You might tell me change is coming, and I won’t hold that against you. President Biden signed the first major federal gun-safety law in decades, and if that deal saves a life, Amen. But it’s clear this legislation is less than we need. It’s a small step forward that doesn’t really address the heart of the matter—that certain people’s freedom matters more than others’ in this country. If this weren’t so, the NRA would have spoken up after the police killing of Philando Castile, a Black man who had a permit to carry a gun. How do I teach my children to celebrate a small “victory” when so much more could be done right now to protect them? So much more has been done in other countries. Do we give thanks for the slim possibility that this deal will prevent future massacres?

Read More: ‘There Is an Emptiness.’ Uvalde Shooting Victim Lexi Rubio’s Great-Grandfather Remembers Her 10 Years of Life

Though he warned against it, I listen to Baldwin’s words. “Take no one’s word for anything, including mine—but trust your experience,” he wrote to his nephew. My experience tells me America, above all, is exceptional in its commitment to gaslighting. A country willing to violate or exploit those at the margins, cast some to the shadows, take away a long-established right and call others into question, all under the banner of equality and democracy. Any country with a record like ours should dream first of becoming decent, rather than insisting on its own greatness.

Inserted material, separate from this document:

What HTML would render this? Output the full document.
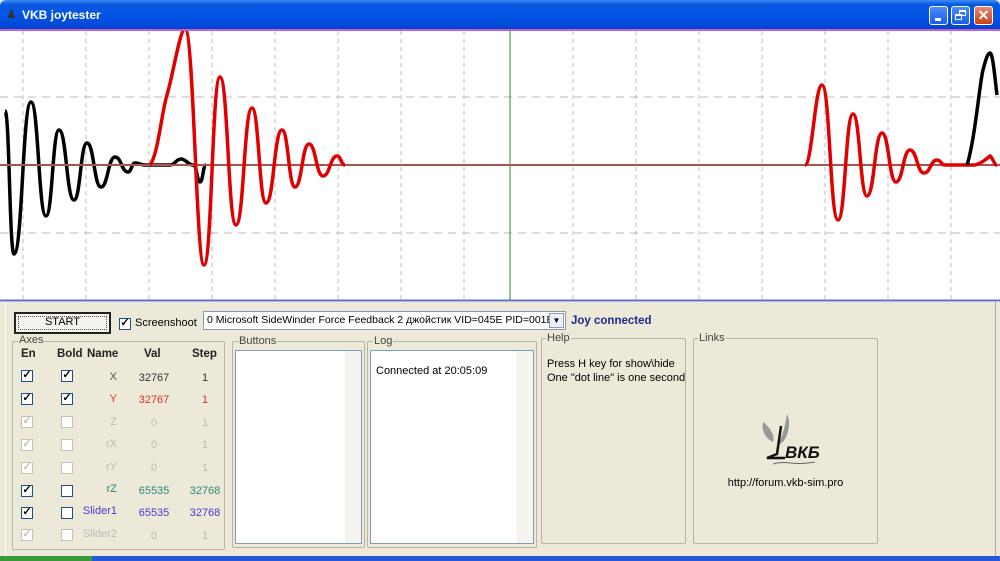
<!DOCTYPE html>
<html><head><meta charset="utf-8"><style>
*{margin:0;padding:0;box-sizing:border-box}
body{width:1000px;height:561px;overflow:hidden;background:#ece9d8;font-family:"Liberation Sans",sans-serif;font-size:11px;position:relative}
.a{position:absolute;white-space:nowrap}
.tb{left:0;top:0;width:1000px;height:30px;background:linear-gradient(#3d8df5 0%,#0858e0 15%,#0355e6 50%,#0249d8 85%,#0a3fc0 100%);border-radius:6px 6px 0 0}
.tt{left:22px;top:8px;color:#fff;font-weight:bold;font-size:12px}
.wb{top:6px;width:19px;height:19px;border:1px solid #fff;border-radius:3px;background:linear-gradient(#4a8cf8,#1a5ee8)}
.grp{border:1px solid #b8b4a4;border-radius:2px}
.gt{background:#ece9d8;color:#444;padding:0 1px}
.lb{background:#fff;border:1px solid #7f9db9}
.sb{background:#f4f3ee;border-left:1px solid #eee}
.cb{width:12px;height:12px;border:1px solid #1c5180;background:#fff;font-size:11px;line-height:9px;text-align:center;font-weight:bold;color:#000}
.cb.d{border-color:#c5c2b2;color:#c5c2b2}
.h{font-weight:bold;color:#222;font-size:11.5px}
</style></head><body>
<div class="a tb"></div>
<div class="a" style="left:6px;top:7px;width:12px;height:16px;color:#333;font-size:12px">&#9823;</div>
<div class="a tt">VKB joytester</div>
<div class="a wb" style="left:929px"><div class="a" style="left:5px;top:11px;width:6px;height:3px;background:#fff"></div></div>
<div class="a wb" style="left:951px"><div class="a" style="left:7px;top:3px;width:7px;height:6px;border:1px solid #fff;border-top-width:2px"></div><div class="a" style="left:3px;top:7px;width:7px;height:6px;border:1px solid #fff;border-top-width:2px;background:#2a6cf0"></div></div>
<div class="a wb" style="left:974px;background:linear-gradient(#e88a70,#c8401c);color:#fff;font-weight:bold;font-size:14px;text-align:center;line-height:17px">✕</div>
<div class="a" style="left:0;top:29px;width:1000px;height:2px;background:#c060d0"></div>
<svg class="a" style="left:0;top:31px" width="1000" height="271" viewBox="0 31 1000 271">
<rect x="0" y="31" width="1000" height="271" fill="#fff"/>
<g stroke="#bbb" stroke-width="1" stroke-dasharray="4,4">
<path d="M23,31V300M86,31V300M149,31V300M212,31V300M275,31V300M338,31V300M401,31V300M464,31V300M573,31V300M636,31V300M699,31V300M762,31V300M825,31V300M888,31V300M951,31V300"/>
<path d="M0,97H1000M0,233H1000" stroke-dasharray="8,6"/>
</g>
<path d="M510,31V300" stroke="#2a8a2a" stroke-width="1"/>
<path d="M0,165H1000" stroke="#000" stroke-width="2"/>
<path d="M5,111 C9.5,111 9.5,254 14,254 C22.5,254 22.5,102 31,102 C38.5,102 38.5,216 46,216 C52.5,216 52.5,130 59,130 C66.5,130 66.5,200 74,200 C80.5,200 80.5,143 87,143 C94,143 94,187 101,187 C108,187 108,157 115,157 C121.5,157 121.5,172 128,172 C131.5,172 131.5,163 135,163 C140,163 140,165 145,165 L170,165 C175,165 176,159 181,159 C186,159 188,165 193,165 C197,165 197,182 200,182 C203,182 203,165 206,165" fill="none" stroke="#000" stroke-width="3.5"/>
<path d="M0,165H1000" stroke="#e07070" stroke-width="1.5"/>
<path d="M150,165 C158,155 162,110 167,95 C173,75 180,29 185,29 C194,29 196,265 204,265 C212,265 212,77 220,77 C228,77 228,225 236,225 C244,225 244,108 252,108 C259,108 259,203 266,203 C274,203 274,130 282,130 C288.5,130 288.5,187 295,187 C302,187 302,144 309,144 C316,144 316,176 323,176 C330,176 330,156 337,156 C341,156 341,165 345,165" fill="none" stroke="#e00000" stroke-width="3.5"/>
<path d="M805,165 C812,165 815,85 822,85 C830,85 830,220 838,220 C845.5,220 845.5,114 853,114 C860,114 860,196 867,196 C874.5,196 874.5,133 882,133 C889,133 889,182 896,182 C903,182 903,150 910,150 C917,150 917,173 924,173 C930.5,173 930.5,160 937,160 C941,160 941,165 945,165 L975,165 C982,163 985,160 990,156 C993,158 994,165 997,165" fill="none" stroke="#e00000" stroke-width="3.5"/>
<path d="M967,165 C975,140 980,80 983,70 C986,58 988,53 990,53 C993,53 995,80 997,95" fill="none" stroke="#000" stroke-width="3.5"/>
<path d="M0,300.5H1000" stroke="#6070c0" stroke-width="2"/>
</svg>
<div class="a" style="left:5px;top:302px;width:991px;height:254px;border-left:1px solid #fff;border-right:1px solid #aaa"></div>
<div class="a" style="left:0;top:556px;width:1000px;height:5px;background:#2458d8"></div>
<div class="a" style="left:0;top:556px;width:92px;height:5px;background:#3a9a3a"></div>
<div class="a" style="left:14px;top:312px;width:97px;height:22px;border:2px solid #222;background:#f4f3ee;text-align:center;line-height:17px;font-size:11px"><div class="a" style="left:2px;top:2px;right:2px;bottom:2px;border:1px dotted #555"></div>START</div>
<div class="a cb" style="left:119px;top:318px">✓</div>
<div class="a" style="left:135px;top:317px">Screenshoot</div>
<div class="a" style="left:203px;top:311px;width:363px;height:19px;background:#fff;border:1px solid #7f9db9;padding:2px 0 0 3px;overflow:hidden;font-size:10.5px">0 Microsoft SideWinder Force Feedback 2 джойстик VID=045E PID=001E</div>
<div class="a" style="left:549px;top:313px;width:15px;height:15px;background:#e8eefc;border:1px solid #999;font-size:8px;text-align:center;line-height:13px">▼</div>
<div class="a" style="left:571px;top:315px;color:#1c2a8a;font-weight:bold;font-size:11.5px">Joy connected</div>

<div class="a grp" style="left:12px;top:341px;width:213px;height:209px"></div>
<div class="a gt" style="left:18px;top:334px">Axes</div>
<div class="a h" style="left:21px;top:348px">En</div>
<div class="a h" style="left:57px;top:348px">Bold</div>
<div class="a h" style="left:87px;top:348px">Name</div>
<div class="a h" style="left:144px;top:348px">Val</div>
<div class="a h" style="left:192px;top:348px">Step</div>

<div class="a cb" style="left:21px;top:370px">✓</div><div class="a cb" style="left:61px;top:370px">✓</div>
<div class="a" style="left:70px;top:371px;width:47px;text-align:right;color:#555">X</div><div class="a" style="left:130px;top:372px;width:48px;text-align:center;color:#333">32767</div><div class="a" style="left:185px;top:372px;width:40px;text-align:center;color:#333">1</div>
<div class="a cb" style="left:21px;top:393px">✓</div><div class="a cb" style="left:61px;top:393px">✓</div>
<div class="a" style="left:70px;top:393px;width:47px;text-align:right;color:#e03030">Y</div><div class="a" style="left:130px;top:394px;width:48px;text-align:center;color:#e03030">32767</div><div class="a" style="left:185px;top:394px;width:40px;text-align:center;color:#e03030">1</div>
<div class="a cb d" style="left:21px;top:416px">✓</div><div class="a cb d" style="left:61px;top:416px"></div>
<div class="a" style="left:70px;top:416px;width:47px;text-align:right;color:#bbb">Z</div><div class="a" style="left:130px;top:417px;width:48px;text-align:center;color:#bbb">0</div><div class="a" style="left:185px;top:417px;width:40px;text-align:center;color:#bbb">1</div>
<div class="a cb d" style="left:21px;top:439px">✓</div><div class="a cb d" style="left:61px;top:439px"></div>
<div class="a" style="left:70px;top:438px;width:47px;text-align:right;color:#bbb">rX</div><div class="a" style="left:130px;top:439px;width:48px;text-align:center;color:#bbb">0</div><div class="a" style="left:185px;top:439px;width:40px;text-align:center;color:#bbb">1</div>
<div class="a cb d" style="left:21px;top:462px">✓</div><div class="a cb d" style="left:61px;top:462px"></div>
<div class="a" style="left:70px;top:461px;width:47px;text-align:right;color:#bbb">rY</div><div class="a" style="left:130px;top:462px;width:48px;text-align:center;color:#bbb">0</div><div class="a" style="left:185px;top:462px;width:40px;text-align:center;color:#bbb">1</div>
<div class="a cb" style="left:21px;top:485px">✓</div><div class="a cb" style="left:61px;top:485px"></div>
<div class="a" style="left:70px;top:483px;width:47px;text-align:right;color:#2a8a7a">rZ</div><div class="a" style="left:130px;top:485px;width:48px;text-align:center;color:#2a8a7a">65535</div><div class="a" style="left:185px;top:485px;width:40px;text-align:center;color:#2a8a7a">32768</div>
<div class="a cb" style="left:21px;top:507px">✓</div><div class="a cb" style="left:61px;top:507px"></div>
<div class="a" style="left:70px;top:505px;width:47px;text-align:right;color:#4a3ad0">Slider1</div><div class="a" style="left:130px;top:507px;width:48px;text-align:center;color:#4a3ad0">65535</div><div class="a" style="left:185px;top:507px;width:40px;text-align:center;color:#4a3ad0">32768</div>
<div class="a cb d" style="left:21px;top:529px">✓</div><div class="a cb d" style="left:61px;top:529px"></div>
<div class="a" style="left:70px;top:528px;width:47px;text-align:right;color:#bbb">Slider2</div><div class="a" style="left:130px;top:530px;width:48px;text-align:center;color:#bbb">0</div><div class="a" style="left:185px;top:530px;width:40px;text-align:center;color:#bbb">1</div>

<div class="a grp" style="left:232px;top:341px;width:133px;height:207px"></div>
<div class="a gt" style="left:238px;top:335px">Buttons</div>
<div class="a lb" style="left:235px;top:350px;width:127px;height:194px"><div class="a sb" style="right:0;top:0;width:16px;height:192px"></div></div>
<div class="a grp" style="left:367px;top:341px;width:170px;height:207px"></div>
<div class="a gt" style="left:373px;top:335px">Log</div>
<div class="a lb" style="left:370px;top:350px;width:164px;height:194px"><div class="a sb" style="right:0;top:0;width:16px;height:192px"></div></div>
<div class="a" style="left:376px;top:365px">Connected at 20:05:09</div>
<div class="a grp" style="left:541px;top:338px;width:145px;height:206px"></div>
<div class="a gt" style="left:546px;top:332px">Help</div>
<div class="a" style="left:547px;top:357px;line-height:14px">Press H key for show\hide<br>One "dot line" is one second</div>
<div class="a grp" style="left:693px;top:338px;width:185px;height:206px"></div>
<div class="a gt" style="left:698px;top:332px">Links</div>
<svg class="a" style="left:755px;top:412px" width="70" height="58">
<path d="M8,10 C6,18 10,26 18,30 C20,24 16,16 8,10Z M32,2 C36,10 34,22 28,30 L22,34 C28,24 30,14 32,2Z" fill="#999"/>
<path d="M26,14 L22,42 L12,46 L30,46" fill="none" stroke="#111" stroke-width="2.5"/>
<text x="30" y="46" font-family="Liberation Sans,sans-serif" font-weight="bold" font-style="italic" font-size="17" fill="#111">ВКБ</text>
<path d="M18,52 C30,48 40,54 60,50" fill="none" stroke="#666" stroke-width="1"/>
</svg>
<div class="a" style="left:693px;top:477px;width:185px;text-align:center">http://forum.vkb-sim.pro</div>
</body></html>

But if some must continue with parades and flag-waving, with understanding AR-15s as the “full armor of God,” then perhaps we can at least agree to answer one question directly, before we light the grill and stock the coolers. Can we agree, whether kneeling or standing with hand over heart, to consider: Who among us is safe? And if we grasp, even for a moment, the true horror or depth of that answer, the way it exposes a darkness we’d rather unsee, let us remember what Scripture says about the man who looked in the mirror and then walked away, immediately forgetting the shape of his face. That man was called neither blessed nor great. He appears in the text as a warning, a stark reminder of what happens when we know the truth and do nothing about it.